LD: What are you working on now?
SL: I can’t really talk about most of my family law cases, because it’s people’s private lives. I can talk about a big case I’m working on with Russ right now involving the most valuable property in the city, the World Trade Center, which our client is trying to turn into a Four Seasons hotel. We represent Carpenter & Company Inc. and Woodward Interests LLC. Another bidder, who lost in the bidding process, is trying to hold up the hotel. It’s a really nasty case, and it got personal. The judge told us to file for sanctions against our opponent. We did and were awarded $60,000 on one motion, and another is pending. Folks have been trying to put this property to use for the past ten or 15 years.

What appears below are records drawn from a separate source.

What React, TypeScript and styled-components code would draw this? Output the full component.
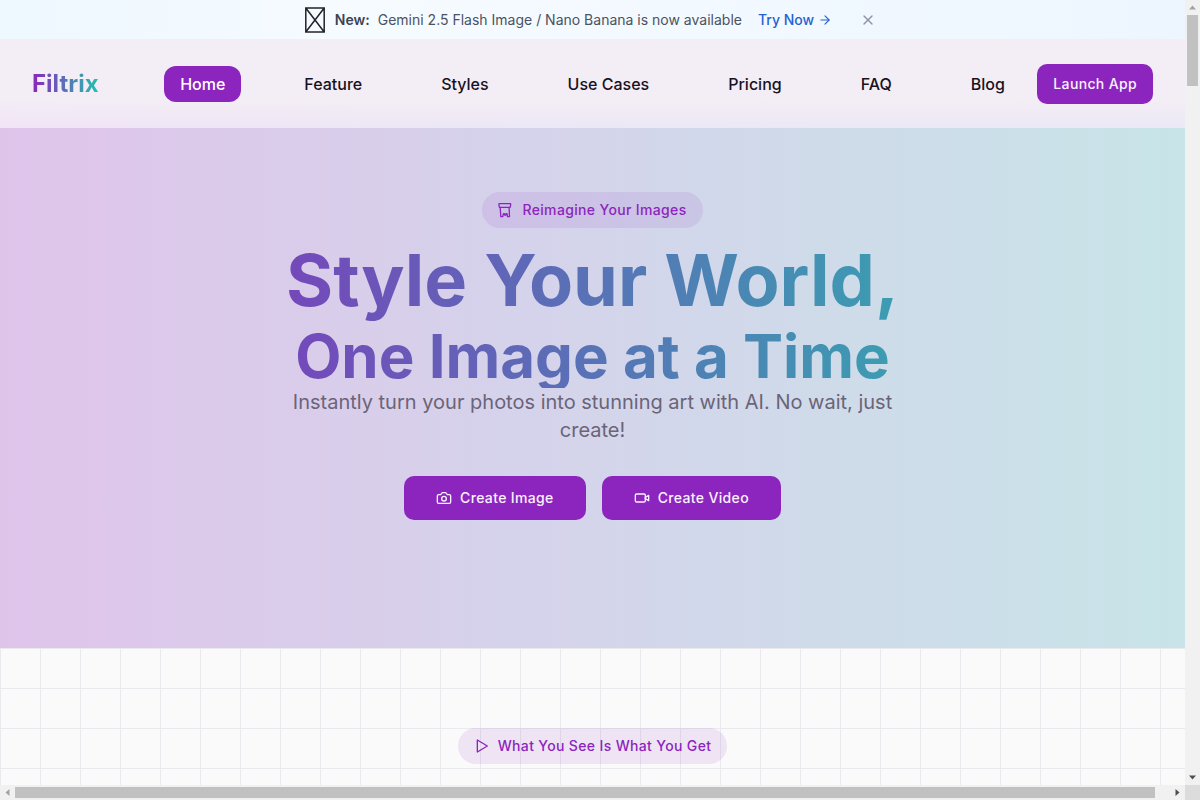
import React from "react";
import styled, { createGlobalStyle, css } from "styled-components";
import { ArrowRight, X } from "lucide-react";

const purple = "#8c25be";
const teal = "#24c0ae";

const GlobalStyle = createGlobalStyle`
  *, *::before, *::after { box-sizing: border-box; }
  body {
    margin: 0;
    font-family: Inter, "Liberation Sans", sans-serif;
    font-size: 16px;
    line-height: 24px;
    color: #18121e;
    overflow: hidden;
  }
  a { color: inherit; text-decoration: none; }
  button { font: inherit; cursor: pointer; }
  h1, p { margin: 0; }
`;

const Frame = styled.div`
  display: grid;
  grid-template-columns: minmax(0, 1fr) 15px;
  grid-template-rows: minmax(0, 1fr) 15px;
  height: 100vh;
`;

const Page = styled.div`
  overflow: hidden;
  background: #fafafa;
`;

const Banner = styled.aside`
  display: flex;
  justify-content: center;
  align-items: center;
  height: 39px;
  font-size: 14px;
  line-height: 20px;
  color: #4a5362;
  background: linear-gradient(to right, #eef8ff, #f6fbff 30%, #edf6ff);
`;

const Tofu = styled.svg`
  margin-right: 10px;
`;

const BannerLabel = styled.strong`
  font-weight: 600;
  color: #3b4453;
  margin-right: 8px;
`;

const BannerLink = styled.a`
  display: flex;
  align-items: center;
  gap: 4px;
  margin-left: 16px;
  font-weight: 500;
  color: #2563cf;
`;

const Dismiss = styled.button`
  display: flex;
  margin-left: 24px;
  padding: 4px;
  border: 0;
  background: none;
  color: #8d94a3;
`;

const Header = styled.header`
  display: grid;
  grid-template-columns: 1fr auto 1fr;
  align-items: center;
  height: 89px;
  padding: 0 32px;
  background:
    linear-gradient(to bottom, #f3edf5 70%, rgba(243, 237, 245, 0)),
    linear-gradient(to right, #f1e4f6, #ebe8f5 50%, #ebe9f5);
`;

const gradientText = css`
  color: transparent;
  background-image: linear-gradient(to right, ${purple}, ${teal});
  -webkit-background-clip: text;
  background-clip: text;
`;

const Logo = styled.a`
  ${gradientText}
  justify-self: start;
  font-size: 24px;
  line-height: 32px;
  font-weight: 700;
`;

const Nav = styled.nav`
  display: flex;
  gap: 47px;
`;

const NavLink = styled.a<{ $active?: boolean }>`
  padding: 6px 16px;
  border-radius: 12px;
  font-weight: 500;
  white-space: nowrap;
  ${({ $active }) => $active && css`color: #fff; background: ${purple};`}
`;

const Button = styled.button<{ $large?: boolean }>`
  display: inline-flex;
  align-items: center;
  justify-content: center;
  gap: 8px;
  justify-self: end;
  height: ${({ $large }) => ($large ? 44 : 40)}px;
  padding: 0 ${({ $large }) => ($large ? 32 : 16)}px;
  border: 0;
  border-radius: 10px;
  background: ${purple};
  color: #fbf1ff;
  font-size: 14px;
  font-weight: 500;
  letter-spacing: 0.025em;
  white-space: nowrap;
`;

const Hero = styled.section`
  display: flex;
  flex-direction: column;
  align-items: center;
  padding: 64px 32px 128px;
  text-align: center;
  background: linear-gradient(to right, #dfc4ea, #d5d3eb 45%, #c8e4e8);
`;

const Badge = styled.div`
  display: inline-flex;
  align-items: center;
  gap: 8px;
  padding: 8px 16px;
  border-radius: 18px;
  font-size: 14px;
  line-height: 20px;
  font-weight: 500;
  letter-spacing: 0.025em;
  color: ${purple};
  background: rgba(139, 35, 191, 0.1);
`;

const Title = styled.h1`
  ${gradientText}
  width: 100%;
  margin-top: 16px;
  font-size: 72px;
  line-height: 72px;
  font-weight: 700;
`;

const Subtitle = styled.span`
  font-size: 60px;
  line-height: 60px;
`;

const Lead = styled.p`
  max-width: 640px;
  font-size: 20px;
  line-height: 28px;
  color: #6b6478;
`;

const Actions = styled.div`
  display: flex;
  gap: 16px;
  margin-top: 32px;
`;

const Showcase = styled.section`
  display: flex;
  justify-content: center;
  align-items: flex-start;
  min-height: 480px;
  padding: 80px 32px;
  background-color: #fafafa;
  background-image:
    linear-gradient(to right, #e9e9ee 1px, transparent 1px),
    linear-gradient(to bottom, #e9e9ee 1px, transparent 1px);
  background-size: 40px 40px;
`;

const Track = styled.div<{ $vertical?: boolean }>`
  display: flex;
  flex-direction: ${({ $vertical }) => ($vertical ? "column" : "row")};
  background: #f1f1f1;
`;

const Arrow = styled.svg`
  flex: none;
  display: block;
`;

const Thumb = styled.div<{ $vertical?: boolean }>`
  background: #c1c1c1;
  ${({ $vertical }) =>
    $vertical
      ? css`height: 9%; margin: 0 2px;`
      : css`flex: 1; margin: 2px 15px 2px 0;`}
`;

const Spacer = styled.div`
  flex: 1;
`;

const Corner = styled.div`
  background: #dcdcdc;
`;

function BrushIcon() {
  return (
    <svg width="16" height="16" viewBox="0 0 16 16" fill="none" stroke="currentColor" strokeWidth="1.3" strokeLinejoin="round" aria-hidden="true">
      <path d="M1 1.6h11.6v2.2L12 5.4H1.6L1 3.8z" />
      <path d="M2.2 5.4l.6 9.2h2l.6-3h1l.3 1.6h1l.3-1.6h1l.5 3h2l-.4-9.2" />
    </svg>
  );
}

const Glyph = styled.svg.attrs({
  width: 16,
  height: 16,
  viewBox: "0 0 24 24",
  fill: "none",
  stroke: "currentColor",
  strokeWidth: 2,
  strokeLinecap: "round",
  strokeLinejoin: "round",
  "aria-hidden": true,
})`
  flex: none;
`;

const links = ["Home", "Feature", "Styles", "Use Cases", "Pricing", "FAQ", "Blog"];

export default function App() {
  return (
    <>
      <GlobalStyle />
      <Frame>
        <Page>
          <Banner>
            <Tofu width="20" height="26" viewBox="0 0 20 26" fill="none" stroke="#20242a" aria-hidden="true">
              <path d="M.8 1h18.4v24H.8zM.8 1l18.4 24M19.2 1L.8 25" strokeWidth="1.5" />
            </Tofu>
            <BannerLabel>New:</BannerLabel>
            <span>Gemini 2.5 Flash Image / Nano Banana is now available</span>
            <BannerLink href="#try">
              Try Now <ArrowRight size={14} />
            </BannerLink>
            <Dismiss type="button" aria-label="Dismiss">
              <X size={16} />
            </Dismiss>
          </Banner>
          <Header>
            <Logo href="#home">Filtrix</Logo>
            <Nav>
              {links.map((label, i) => (
                <NavLink key={label} href="#" $active={i === 0}>
                  {label}
                </NavLink>
              ))}
            </Nav>
            <Button type="button">Launch App</Button>
          </Header>
          <main>
            <Hero>
              <Badge>
                <BrushIcon />
                Reimagine Your Images
              </Badge>
              <Title>
                Style Your World,
                <br />
                <Subtitle>One Image at a Time</Subtitle>
              </Title>
              <Lead>
                Instantly turn your photos into stunning art with AI. No wait, just create!
              </Lead>
              <Actions>
                <Button type="button" $large>
                  <Glyph>
                    <path d="M14.5 4h-5L7 7H4a2 2 0 0 0-2 2v9a2 2 0 0 0 2 2h16a2 2 0 0 0 2-2V9a2 2 0 0 0-2-2h-3z" />
                    <circle cx="12" cy="13" r="3.5" />
                  </Glyph>
                  Create Image
                </Button>
                <Button type="button" $large>
                  <Glyph>
                    <rect x="2" y="6" width="15" height="12" rx="2" />
                    <path d="M17 11l5-3v8l-5-3z" />
                  </Glyph>
                  Create Video
                </Button>
              </Actions>
            </Hero>
            <Showcase>
              <Badge>
                <Glyph>
                  <path d="M5 3l15 9-15 9z" />
                </Glyph>
                What You See Is What You Get
              </Badge>
            </Showcase>
          </main>
        </Page>
        <Track $vertical aria-hidden="true">
          <Arrow width="15" height="15" viewBox="0 0 15 15">
            <path d="M4 9.5h7L7.5 5.5z" fill="#a3a3a3" />
          </Arrow>
          <Thumb $vertical />
          <Spacer />
          <Arrow width="15" height="15" viewBox="0 0 15 15">
            <path d="M4 5.5h7L7.5 9.5z" fill="#505050" />
          </Arrow>
        </Track>
        <Track aria-hidden="true">
          <Arrow width="15" height="15" viewBox="0 0 15 15">
            <path d="M9.5 4v7L5.5 7.5z" fill="#a3a3a3" />
          </Arrow>
          <Thumb />
          <Arrow width="15" height="15" viewBox="0 0 15 15">
            <path d="M5.5 4v7L9.5 7.5z" fill="#505050" />
          </Arrow>
        </Track>
        <Corner aria-hidden="true" />
      </Frame>
    </>
  );
}
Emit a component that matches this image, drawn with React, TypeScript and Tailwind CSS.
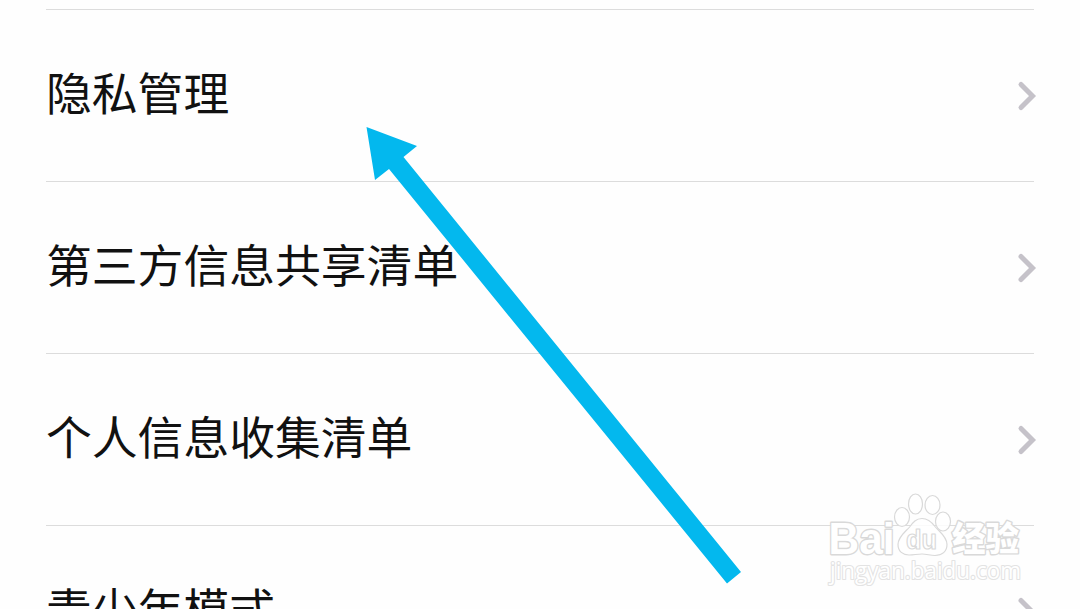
const items = [
  { id: "privacy", label: "隐私管理" },
  { id: "third-party", label: "第三方信息共享清单" },
  { id: "personal-info", label: "个人信息收集清单" },
  { id: "teen-mode", label: "青少年模式" },
];

function Chevron() {
  return (
    <svg width="20" height="32" viewBox="0 0 20 32" fill="none" className="-mr-[3px] shrink-0">
      <path d="M4 4.5 15.5 16 4 27.5" stroke="#c5c2c9" strokeWidth="5" strokeLinecap="round" />
    </svg>
  );
}

function SettingRow({ label }: { label: string }) {
  return (
    <li className="flex h-[172px] shrink-0 items-center justify-between border-b border-[#dcdcdc]">
      <span className="pb-[7px] text-[45.8px] leading-none text-[#111111]">{label}</span>
      <Chevron />
    </li>
  );
}

function Pointer() {
  return (
    <svg className="absolute inset-0" width="1080" height="609" viewBox="0 0 1080 609">
      <path d="M366.5 127 417 146 403.5 157 741 572 727 583.5 389 169 375 180Z" fill="#03b8ee" />
    </svg>
  );
}

function Watermark() {
  return (
    <svg
      className="absolute top-[485px] left-[820px]"
      width="220"
      height="124"
      viewBox="0 0 220 124"
      fill="#fff"
      fillOpacity="0.85"
      stroke="#d9d9d9"
      strokeWidth="1.2"
      strokeLinejoin="round"
    >
      <ellipse cx="82" cy="32" rx="7.5" ry="9.5" />
      <ellipse cx="95.5" cy="19" rx="7" ry="10" />
      <ellipse cx="112.5" cy="20" rx="7.5" ry="9.5" />
      <ellipse cx="123" cy="36.5" rx="7.5" ry="9.5" />
      <path d="M102 33.5c-6 0-9 4-12 8-4 5-12 10-12 18 0 7 5 10.500 11 10.500 5 0 8-1 13-1s8 1.500 13 1.500c7 0 12-4 12-11 0-8-8-13-12-18-3-4-7-8-13-8Z" />
      <g className="font-['Liberation_Sans','Noto_Sans_CJK_SC',sans-serif]">
        <g strokeWidth="2.8" paintOrder="stroke" fillOpacity="1">
          <text x="8.500" y="68.500" fontSize="45" fontWeight="700" textLength="66" lengthAdjust="spacingAndGlyphs">Bai</text>
          <text x="132" y="65.500" fontSize="34" fontWeight="900" textLength="67" lengthAdjust="spacingAndGlyphs">经验</text>
        </g>
        <text x="86" y="64" fontSize="27" fontWeight="700" textLength="31" lengthAdjust="spacingAndGlyphs">du</text>
      </g>
      <text
        x="10"
        y="94"
        fontSize="23"
        strokeWidth="2.2"
        paintOrder="stroke"
        fillOpacity="1"
        textLength="191"
        lengthAdjust="spacingAndGlyphs"
        className="font-['Open_Sans',sans-serif]"
        stroke="#e3e3e3"
      >
        jingyan.baidu.com
      </text>
    </svg>
  );
}

export default function App() {
  return (
    <main className="relative h-[609px] w-[1080px] overflow-hidden bg-[#fefefe] font-['Noto_Sans_CJK_SC',sans-serif]">
      <ul className="mt-[9px] mr-[46px] ml-[46px] flex flex-col border-t border-[#dcdcdc]">
        {items.map((item) => (
          <SettingRow key={item.id} label={item.label} />
        ))}
      </ul>
      <Pointer />
      <Watermark />
    </main>
  );
}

Russ and I have represented the last three prospective owners and every time the city thinks it’s found someone, there’s another reason the deal falls through. But this developer has some great backers and we’d love to have it built for our tricentennial, in 2018. It would be a real feather in the cap of the city and a huge economic boost.
LD: How long will you continue as managing partner?
SL: President Obama and I are going out at the same time. It’s been 15 years. Brian Katz and Steve Herman are going to split up the responsibilities of managing partner. Maybe I’ll have more time to practice my tennis. I may even break down and get a dog.